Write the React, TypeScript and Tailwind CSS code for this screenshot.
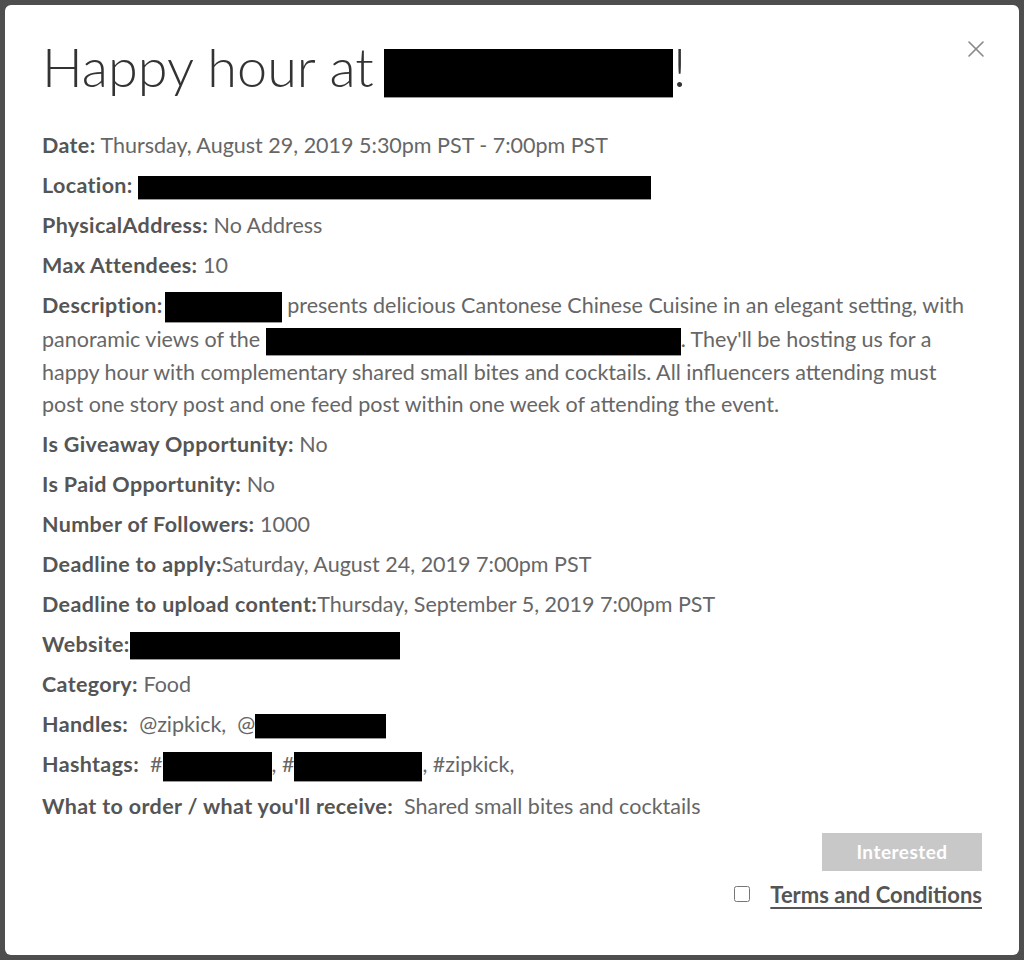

--

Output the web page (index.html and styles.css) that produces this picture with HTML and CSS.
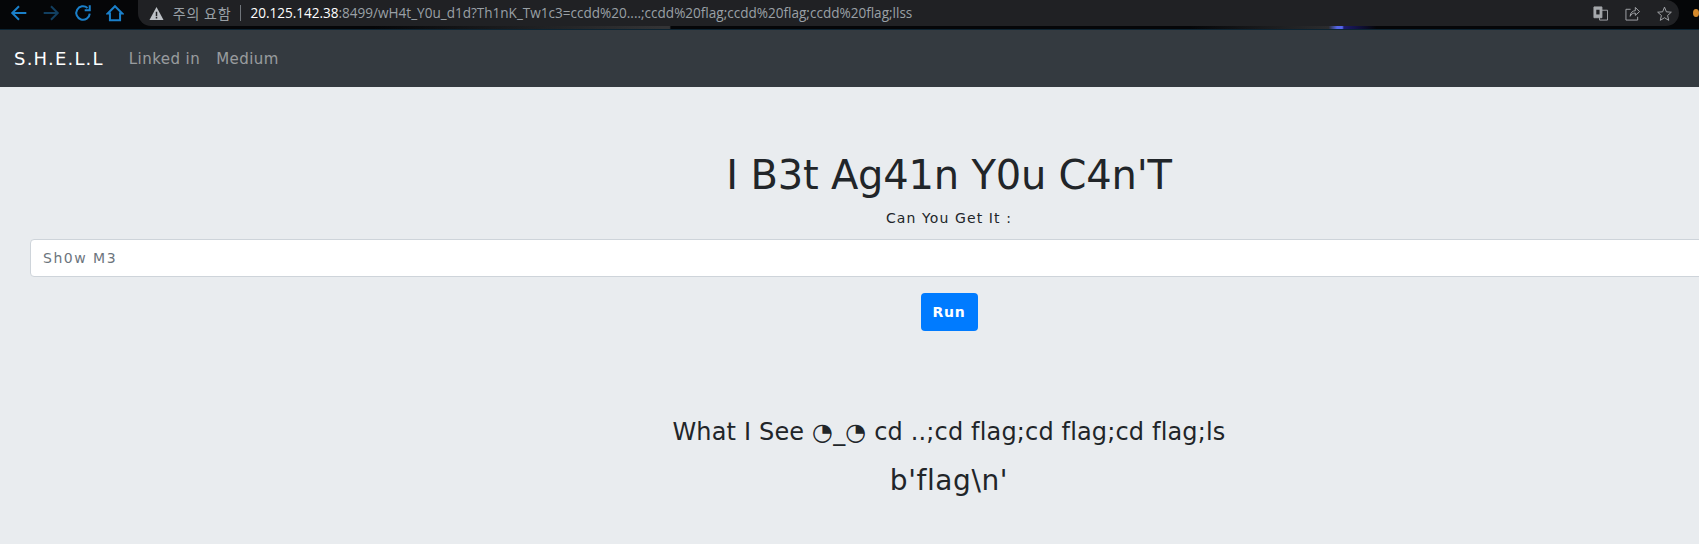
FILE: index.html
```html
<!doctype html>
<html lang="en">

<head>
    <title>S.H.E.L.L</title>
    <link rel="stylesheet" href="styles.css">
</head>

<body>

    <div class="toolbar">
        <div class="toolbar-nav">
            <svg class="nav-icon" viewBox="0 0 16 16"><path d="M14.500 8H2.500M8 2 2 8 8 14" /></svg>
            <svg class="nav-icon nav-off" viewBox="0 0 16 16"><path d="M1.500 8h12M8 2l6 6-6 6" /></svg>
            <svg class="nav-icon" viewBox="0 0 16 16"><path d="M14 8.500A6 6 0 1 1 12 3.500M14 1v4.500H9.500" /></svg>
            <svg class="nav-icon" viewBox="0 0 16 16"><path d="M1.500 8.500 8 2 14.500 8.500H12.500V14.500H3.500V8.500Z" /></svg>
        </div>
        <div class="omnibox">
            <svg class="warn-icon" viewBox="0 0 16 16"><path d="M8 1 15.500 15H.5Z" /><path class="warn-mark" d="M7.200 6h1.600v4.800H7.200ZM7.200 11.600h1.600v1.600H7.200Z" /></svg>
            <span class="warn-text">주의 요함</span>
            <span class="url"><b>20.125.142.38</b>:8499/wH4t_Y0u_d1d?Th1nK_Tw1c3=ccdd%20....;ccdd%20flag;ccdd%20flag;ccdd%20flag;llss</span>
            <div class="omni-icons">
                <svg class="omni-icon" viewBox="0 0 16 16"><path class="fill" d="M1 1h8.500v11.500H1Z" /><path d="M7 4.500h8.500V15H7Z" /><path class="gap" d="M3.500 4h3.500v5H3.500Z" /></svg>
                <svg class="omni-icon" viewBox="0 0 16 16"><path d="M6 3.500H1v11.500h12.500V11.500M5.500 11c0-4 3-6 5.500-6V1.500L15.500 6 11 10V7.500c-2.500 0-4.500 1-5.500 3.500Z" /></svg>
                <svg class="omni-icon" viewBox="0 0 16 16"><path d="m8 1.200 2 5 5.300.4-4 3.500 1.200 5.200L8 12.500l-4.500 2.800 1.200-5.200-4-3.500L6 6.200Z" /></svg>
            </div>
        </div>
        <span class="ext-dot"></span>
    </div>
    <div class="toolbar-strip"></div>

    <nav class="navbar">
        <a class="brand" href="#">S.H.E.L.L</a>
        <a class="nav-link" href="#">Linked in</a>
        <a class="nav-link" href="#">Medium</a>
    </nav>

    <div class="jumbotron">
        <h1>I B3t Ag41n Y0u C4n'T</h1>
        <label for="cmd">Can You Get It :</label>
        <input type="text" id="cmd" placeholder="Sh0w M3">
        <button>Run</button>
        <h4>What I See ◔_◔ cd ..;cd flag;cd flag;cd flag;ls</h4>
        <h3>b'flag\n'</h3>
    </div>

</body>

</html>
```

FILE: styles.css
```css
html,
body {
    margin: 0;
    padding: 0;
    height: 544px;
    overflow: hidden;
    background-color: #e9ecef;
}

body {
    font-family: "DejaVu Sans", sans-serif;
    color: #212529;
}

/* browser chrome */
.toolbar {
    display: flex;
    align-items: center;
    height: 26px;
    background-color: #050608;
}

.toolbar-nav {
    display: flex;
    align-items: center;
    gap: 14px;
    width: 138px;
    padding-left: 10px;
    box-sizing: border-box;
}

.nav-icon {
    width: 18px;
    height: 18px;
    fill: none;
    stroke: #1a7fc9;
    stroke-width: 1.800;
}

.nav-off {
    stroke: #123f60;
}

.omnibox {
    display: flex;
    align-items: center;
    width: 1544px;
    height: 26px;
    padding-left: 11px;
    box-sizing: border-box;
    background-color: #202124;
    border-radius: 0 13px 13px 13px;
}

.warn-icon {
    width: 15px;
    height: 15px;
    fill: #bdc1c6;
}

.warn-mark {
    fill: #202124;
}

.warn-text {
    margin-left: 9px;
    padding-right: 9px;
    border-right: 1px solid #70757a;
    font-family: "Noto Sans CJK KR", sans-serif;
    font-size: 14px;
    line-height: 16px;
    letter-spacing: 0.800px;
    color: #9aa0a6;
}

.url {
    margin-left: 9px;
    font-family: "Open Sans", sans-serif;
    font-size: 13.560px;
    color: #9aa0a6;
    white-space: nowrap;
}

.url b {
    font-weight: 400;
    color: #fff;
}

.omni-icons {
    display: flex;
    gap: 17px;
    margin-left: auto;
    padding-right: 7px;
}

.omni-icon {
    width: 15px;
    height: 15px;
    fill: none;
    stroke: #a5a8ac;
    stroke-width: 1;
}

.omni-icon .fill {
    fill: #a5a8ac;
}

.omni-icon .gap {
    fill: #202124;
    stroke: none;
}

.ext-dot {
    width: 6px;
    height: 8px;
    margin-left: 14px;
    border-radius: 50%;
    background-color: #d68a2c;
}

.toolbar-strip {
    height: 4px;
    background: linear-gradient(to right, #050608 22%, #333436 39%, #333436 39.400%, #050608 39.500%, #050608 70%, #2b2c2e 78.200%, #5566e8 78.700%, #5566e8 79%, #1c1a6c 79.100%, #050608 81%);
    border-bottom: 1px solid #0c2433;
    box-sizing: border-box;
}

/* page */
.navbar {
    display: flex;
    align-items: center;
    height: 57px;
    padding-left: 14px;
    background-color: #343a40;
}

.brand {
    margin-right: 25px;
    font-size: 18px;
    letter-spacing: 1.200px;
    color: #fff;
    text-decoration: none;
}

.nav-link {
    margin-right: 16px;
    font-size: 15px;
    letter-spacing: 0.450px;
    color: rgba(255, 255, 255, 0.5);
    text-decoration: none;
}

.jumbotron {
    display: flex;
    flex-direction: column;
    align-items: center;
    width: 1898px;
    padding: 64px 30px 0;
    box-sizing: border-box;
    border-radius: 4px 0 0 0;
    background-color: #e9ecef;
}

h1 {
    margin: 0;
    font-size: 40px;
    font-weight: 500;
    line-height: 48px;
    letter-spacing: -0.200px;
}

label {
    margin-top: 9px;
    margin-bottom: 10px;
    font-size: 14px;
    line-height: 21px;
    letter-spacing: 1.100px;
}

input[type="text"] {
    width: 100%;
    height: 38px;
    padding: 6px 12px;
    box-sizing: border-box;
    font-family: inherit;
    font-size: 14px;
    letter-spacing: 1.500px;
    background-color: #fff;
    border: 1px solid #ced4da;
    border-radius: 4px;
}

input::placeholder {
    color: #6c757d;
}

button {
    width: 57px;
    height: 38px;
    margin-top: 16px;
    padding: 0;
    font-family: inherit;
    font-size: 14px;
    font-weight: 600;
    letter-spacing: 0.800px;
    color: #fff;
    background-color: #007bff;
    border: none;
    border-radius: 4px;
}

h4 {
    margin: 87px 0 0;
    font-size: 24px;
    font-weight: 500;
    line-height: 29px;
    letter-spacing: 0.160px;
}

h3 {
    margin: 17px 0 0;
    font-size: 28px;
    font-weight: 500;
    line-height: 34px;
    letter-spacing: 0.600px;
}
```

==

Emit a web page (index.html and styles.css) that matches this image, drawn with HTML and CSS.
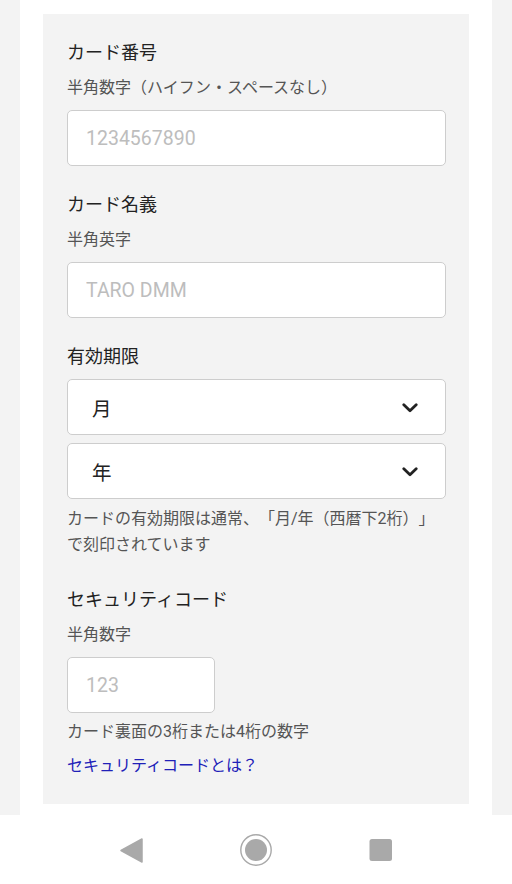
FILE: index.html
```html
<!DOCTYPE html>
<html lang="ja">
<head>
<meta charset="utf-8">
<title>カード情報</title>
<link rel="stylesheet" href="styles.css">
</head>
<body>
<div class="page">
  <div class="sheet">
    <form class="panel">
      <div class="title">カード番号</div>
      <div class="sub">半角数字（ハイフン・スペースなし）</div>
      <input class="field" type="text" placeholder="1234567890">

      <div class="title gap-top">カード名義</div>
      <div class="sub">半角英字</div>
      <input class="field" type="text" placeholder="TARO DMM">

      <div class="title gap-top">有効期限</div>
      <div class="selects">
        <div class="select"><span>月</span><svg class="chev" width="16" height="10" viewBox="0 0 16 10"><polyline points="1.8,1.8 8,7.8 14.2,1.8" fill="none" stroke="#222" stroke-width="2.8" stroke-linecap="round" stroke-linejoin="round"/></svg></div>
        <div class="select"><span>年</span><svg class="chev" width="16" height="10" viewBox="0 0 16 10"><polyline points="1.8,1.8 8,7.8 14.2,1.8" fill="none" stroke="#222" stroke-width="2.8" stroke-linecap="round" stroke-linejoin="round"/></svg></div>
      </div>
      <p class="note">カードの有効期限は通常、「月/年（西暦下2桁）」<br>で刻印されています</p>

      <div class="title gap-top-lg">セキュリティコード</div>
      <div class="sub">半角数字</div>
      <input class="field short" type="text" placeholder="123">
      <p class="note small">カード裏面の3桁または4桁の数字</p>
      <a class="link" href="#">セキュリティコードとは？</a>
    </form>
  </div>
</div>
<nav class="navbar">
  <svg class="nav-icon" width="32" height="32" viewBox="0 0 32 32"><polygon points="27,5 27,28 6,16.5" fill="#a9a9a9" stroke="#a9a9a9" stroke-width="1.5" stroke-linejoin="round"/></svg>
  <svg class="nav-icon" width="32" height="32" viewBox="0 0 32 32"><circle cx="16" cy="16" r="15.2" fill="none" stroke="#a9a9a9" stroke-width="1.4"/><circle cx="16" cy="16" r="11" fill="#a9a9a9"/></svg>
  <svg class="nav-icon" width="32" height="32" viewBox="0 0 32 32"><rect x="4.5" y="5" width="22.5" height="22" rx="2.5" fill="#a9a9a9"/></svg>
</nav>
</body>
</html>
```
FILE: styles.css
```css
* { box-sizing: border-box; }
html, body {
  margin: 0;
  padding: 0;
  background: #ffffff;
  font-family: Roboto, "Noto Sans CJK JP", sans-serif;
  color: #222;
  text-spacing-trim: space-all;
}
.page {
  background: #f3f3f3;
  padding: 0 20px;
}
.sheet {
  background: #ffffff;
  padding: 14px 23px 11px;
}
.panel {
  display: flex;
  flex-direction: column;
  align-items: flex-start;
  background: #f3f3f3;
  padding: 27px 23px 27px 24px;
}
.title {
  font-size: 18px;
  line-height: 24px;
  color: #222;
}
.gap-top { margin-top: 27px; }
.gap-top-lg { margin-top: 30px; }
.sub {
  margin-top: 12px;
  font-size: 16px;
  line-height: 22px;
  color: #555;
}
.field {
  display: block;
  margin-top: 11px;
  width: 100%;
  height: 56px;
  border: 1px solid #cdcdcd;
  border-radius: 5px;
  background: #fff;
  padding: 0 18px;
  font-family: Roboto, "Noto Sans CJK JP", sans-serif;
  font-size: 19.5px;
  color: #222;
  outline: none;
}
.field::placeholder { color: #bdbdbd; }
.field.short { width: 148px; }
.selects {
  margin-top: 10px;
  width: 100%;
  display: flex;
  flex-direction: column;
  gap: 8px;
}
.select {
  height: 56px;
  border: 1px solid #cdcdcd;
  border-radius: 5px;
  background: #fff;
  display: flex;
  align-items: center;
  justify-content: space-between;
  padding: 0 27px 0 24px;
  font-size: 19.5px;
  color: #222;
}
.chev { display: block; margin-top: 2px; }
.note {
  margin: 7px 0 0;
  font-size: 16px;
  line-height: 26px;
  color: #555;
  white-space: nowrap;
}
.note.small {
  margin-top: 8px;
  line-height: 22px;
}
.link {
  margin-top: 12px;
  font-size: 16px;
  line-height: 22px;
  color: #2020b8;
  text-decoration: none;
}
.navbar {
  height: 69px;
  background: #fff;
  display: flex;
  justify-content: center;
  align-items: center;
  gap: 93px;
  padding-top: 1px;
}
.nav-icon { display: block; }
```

### Given request
Search the data for "that" and list every line in which it occurs.

### Answer
Output the web page (index.html and styles.css) that produces this picture with HTML and CSS.
Emit a web page (index.html and styles.css) that matches this image, drawn with HTML and CSS.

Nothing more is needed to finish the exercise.